Can you transcribe every line exactly and leave the pictures behind?

> Information provided:
========================================

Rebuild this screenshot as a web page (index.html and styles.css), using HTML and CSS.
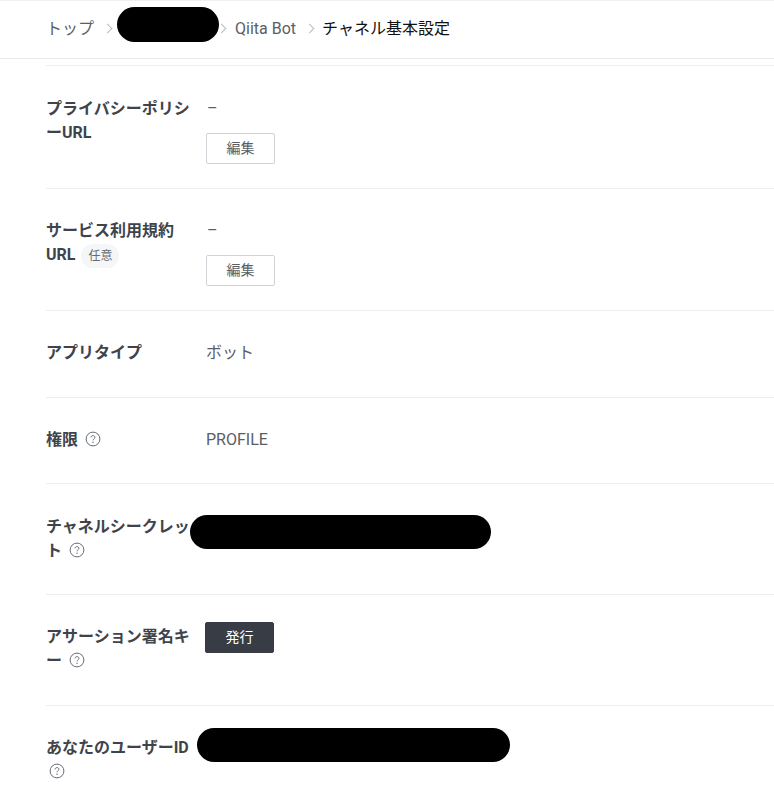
FILE: index.html
```html
<!DOCTYPE html>
<html lang="ja">
<head>
    <meta charset="UTF-8">
    <meta name="viewport" content="width=device-width, initial-scale=1.0">
    <title>チャネル基本設定</title>
    <link rel="stylesheet" href="styles.css">
</head>
<body>
    <svg class="sprite" width="0" height="0">
        <symbol id="help" viewBox="0 0 16 16">
            <circle cx="8" cy="8" r="6.9" fill="none" stroke="currentColor" stroke-width="1"/>
            <path d="M6.1 6.4c0-1.1.8-1.8 1.9-1.8s1.9.7 1.9 1.7c0 1.5-1.9 1.5-1.9 3" fill="none" stroke="currentColor" stroke-width="1"/>
            <circle cx="8" cy="11.2" r=".7" fill="currentColor"/>
        </symbol>
    </svg>

    <nav class="breadcrumb">
        <a class="crumb">トップ</a>
        <span class="crumb-sep"></span>
        <a class="crumb crumb-hidden"><span class="redact redact-crumb"></span></a>
        <span class="crumb-sep"></span>
        <a class="crumb">Qiita Bot</a>
        <span class="crumb-sep"></span>
        <span class="crumb crumb-current">チャネル基本設定</span>
    </nav>

    <main class="settings">
        <div class="row row-edit row-first">
            <div class="row-label">プライバシーポリシーURL</div>
            <div class="row-value">
                <div class="dash">–</div>
                <button class="btn">編集</button>
            </div>
        </div>
        <div class="row row-edit">
            <div class="row-label">
                <div>サービス利用規約</div>
                <span>URL</span>
                <span class="badge">任意</span>
            </div>
            <div class="row-value">
                <div class="dash">–</div>
                <button class="btn">編集</button>
            </div>
        </div>
        <div class="row">
            <div class="row-label">アプリタイプ</div>
            <div class="row-value">ボット</div>
        </div>
        <div class="row row-short">
            <div class="row-label">権限 <svg class="help"><use href="#help"/></svg></div>
            <div class="row-value">PROFILE</div>
        </div>
        <div class="row row-low">
            <div class="row-label">チャネルシークレット <svg class="help"><use href="#help"/></svg></div>
            <div class="row-value"><span class="redact redact-secret"></span></div>
        </div>
        <div class="row">
            <div class="row-label">アサーション署名キー <svg class="help"><use href="#help"/></svg></div>
            <div class="row-value"><button class="btn btn-dark">発行</button></div>
        </div>
        <div class="row row-last">
            <div class="row-label">あなたのユーザーID <svg class="help"><use href="#help"/></svg></div>
            <div class="row-value"><span class="redact redact-userid"></span></div>
        </div>
    </main>
</body>
</html>
```

FILE: styles.css
```css
body {
    margin: 0;
    background: #fff;
    color: #5a5e64;
    font-family: Roboto, "Noto Sans CJK JP", sans-serif;
    font-size: 16px;
    line-height: 24px;
}

.sprite {
    display: block;
}

.breadcrumb {
    display: flex;
    align-items: center;
    height: 55px;
    padding: 0 0 2px 46px;
    border-top: 1px solid #f0f1f3;
    border-bottom: 1px solid #e8eaec;
}

.crumb {
    color: #5a5e64;
    position: relative;
}

.crumb-hidden {
    width: 87px;
    height: 24px;
}

.crumb-current {
    margin-left: -1px;
    color: #111;
}

.crumb-sep {
    width: 6px;
    height: 6px;
    margin: 0 10px;
    border-top: 1.5px solid #b7bcc4;
    border-right: 1.5px solid #b7bcc4;
    transform: rotate(45deg);
}

.settings {
    margin-left: 46px;
    margin-top: 6px;
    border-top: 1px solid #eceef0;
}

.row {
    display: flex;
    padding: 30px 0 32px;
    border-bottom: 1px solid #eceef0;
}

.row-edit {
    padding-bottom: 24px;
}

.row-first {
    padding-top: 31px;
}

.row-short {
    padding-bottom: 31px;
}

.row-low {
    padding: 31px 0;
}

.row-last {
    border-bottom: 0;
    padding-bottom: 0;
}

.row-label {
    width: 144px;
    flex: none;
    margin-right: 16px;
    font-weight: 700;
    color: #3f444b;
    line-break: loose;
}

.row-value {
    position: relative;
    flex: 1;
}

.dash {
    height: 24px;
    margin-bottom: 12px;
    padding-left: 1px;
}

.btn {
    display: block;
    width: 69px;
    height: 31px;
    padding: 0 0 3px;
    background: #fff;
    border: 1px solid #d0d3d8;
    border-radius: 2px;
    color: #5a5e64;
    font-family: inherit;
    font-size: 14px;
}

.btn-dark {
    margin: -3px 0 0 -1px;
    background: #383d45;
    border-color: #383d45;
    color: #fff;
}

.badge {
    display: inline-block;
    height: 24px;
    padding: 0 7px;
    margin: 1px 0 0 2px;
    background: #f5f6f8;
    border-radius: 12px;
    color: #666b72;
    font-size: 12px;
    font-weight: 400;
    line-height: 24px;
    vertical-align: top;
}

.help {
    width: 16px;
    height: 16px;
    margin-left: 3px;
    color: #666b72;
    vertical-align: -2px;
}

/* black blocks covering private values */
.redact {
    position: absolute;
    display: block;
    background: #000;
    border-radius: 18px;
}

.redact-crumb {
    left: -4px;
    top: -10px;
    width: 102px;
    height: 35px;
}

.redact-secret {
    left: -16px;
    top: 0;
    width: 301px;
    height: 34px;
}

.redact-userid {
    left: -9px;
    top: -8px;
    width: 313px;
    height: 34px;
}
```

========================================

> Written answer:
Rebuild this screenshot as a web page (index.html and styles.css), using HTML and CSS.
FILE: index.html
```html
<!DOCTYPE html>
<html lang="ja">
<head>
    <meta charset="UTF-8">
    <meta name="viewport" content="width=device-width, initial-scale=1.0">
    <title>チャネル基本設定</title>
    <link rel="stylesheet" href="styles.css">
</head>
<body>
    <svg class="sprite" width="0" height="0">
        <symbol id="help" viewBox="0 0 16 16">
            <circle cx="8" cy="8" r="6.9" fill="none" stroke="currentColor" stroke-width="1"/>
            <path d="M6.1 6.4c0-1.1.8-1.8 1.9-1.8s1.9.7 1.9 1.7c0 1.5-1.9 1.5-1.9 3" fill="none" stroke="currentColor" stroke-width="1"/>
            <circle cx="8" cy="11.2" r=".7" fill="currentColor"/>
        </symbol>
    </svg>

    <nav class="breadcrumb">
        <a class="crumb">トップ</a>
        <span class="crumb-sep"></span>
        <a class="crumb crumb-hidden"><span class="redact redact-crumb"></span></a>
        <span class="crumb-sep"></span>
        <a class="crumb">Qiita Bot</a>
        <span class="crumb-sep"></span>
        <span class="crumb crumb-current">チャネル基本設定</span>
    </nav>

    <main class="settings">
        <div class="row row-edit row-first">
            <div class="row-label">プライバシーポリシーURL</div>
            <div class="row-value">
                <div class="dash">–</div>
                <button class="btn">編集</button>
            </div>
        </div>
        <div class="row row-edit">
            <div class="row-label">
                <div>サービス利用規約</div>
                <span>URL</span>
                <span class="badge">任意</span>
            </div>
            <div class="row-value">
                <div class="dash">–</div>
                <button class="btn">編集</button>
            </div>
        </div>
        <div class="row">
            <div class="row-label">アプリタイプ</div>
            <div class="row-value">ボット</div>
        </div>
        <div class="row row-short">
            <div class="row-label">権限 <svg class="help"><use href="#help"/></svg></div>
            <div class="row-value">PROFILE</div>
        </div>
        <div class="row row-low">
            <div class="row-label">チャネルシークレット <svg class="help"><use href="#help"/></svg></div>
            <div class="row-value"><span class="redact redact-secret"></span></div>
        </div>
        <div class="row">
            <div class="row-label">アサーション署名キー <svg class="help"><use href="#help"/></svg></div>
            <div class="row-value"><button class="btn btn-dark">発行</button></div>
        </div>
        <div class="row row-last">
            <div class="row-label">あなたのユーザーID <svg class="help"><use href="#help"/></svg></div>
            <div class="row-value"><span class="redact redact-userid"></span></div>
        </div>
    </main>
</body>
</html>
```

FILE: styles.css
```css
body {
    margin: 0;
    background: #fff;
    color: #5a5e64;
    font-family: Roboto, "Noto Sans CJK JP", sans-serif;
    font-size: 16px;
    line-height: 24px;
}

.sprite {
    display: block;
}

.breadcrumb {
    display: flex;
    align-items: center;
    height: 55px;
    padding: 0 0 2px 46px;
    border-top: 1px solid #f0f1f3;
    border-bottom: 1px solid #e8eaec;
}

.crumb {
    color: #5a5e64;
    position: relative;
}

.crumb-hidden {
    width: 87px;
    height: 24px;
}

.crumb-current {
    margin-left: -1px;
    color: #111;
}

.crumb-sep {
    width: 6px;
    height: 6px;
    margin: 0 10px;
    border-top: 1.5px solid #b7bcc4;
    border-right: 1.5px solid #b7bcc4;
    transform: rotate(45deg);
}

.settings {
    margin-left: 46px;
    margin-top: 6px;
    border-top: 1px solid #eceef0;
}

.row {
    display: flex;
    padding: 30px 0 32px;
    border-bottom: 1px solid #eceef0;
}

.row-edit {
    padding-bottom: 24px;
}

.row-first {
    padding-top: 31px;
}

.row-short {
    padding-bottom: 31px;
}

.row-low {
    padding: 31px 0;
}

.row-last {
    border-bottom: 0;
    padding-bottom: 0;
}

.row-label {
    width: 144px;
    flex: none;
    margin-right: 16px;
    font-weight: 700;
    color: #3f444b;
    line-break: loose;
}

.row-value {
    position: relative;
    flex: 1;
}

.dash {
    height: 24px;
    margin-bottom: 12px;
    padding-left: 1px;
}

.btn {
    display: block;
    width: 69px;
    height: 31px;
    padding: 0 0 3px;
    background: #fff;
    border: 1px solid #d0d3d8;
    border-radius: 2px;
    color: #5a5e64;
    font-family: inherit;
    font-size: 14px;
}

.btn-dark {
    margin: -3px 0 0 -1px;
    background: #383d45;
    border-color: #383d45;
    color: #fff;
}

.badge {
    display: inline-block;
    height: 24px;
    padding: 0 7px;
    margin: 1px 0 0 2px;
    background: #f5f6f8;
    border-radius: 12px;
    color: #666b72;
    font-size: 12px;
    font-weight: 400;
    line-height: 24px;
    vertical-align: top;
}

.help {
    width: 16px;
    height: 16px;
    margin-left: 3px;
    color: #666b72;
    vertical-align: -2px;
}

/* black blocks covering private values */
.redact {
    position: absolute;
    display: block;
    background: #000;
    border-radius: 18px;
}

.redact-crumb {
    left: -4px;
    top: -10px;
    width: 102px;
    height: 35px;
}

.redact-secret {
    left: -16px;
    top: 0;
    width: 301px;
    height: 34px;
}

.redact-userid {
    left: -9px;
    top: -8px;
    width: 313px;
    height: 34px;
}
```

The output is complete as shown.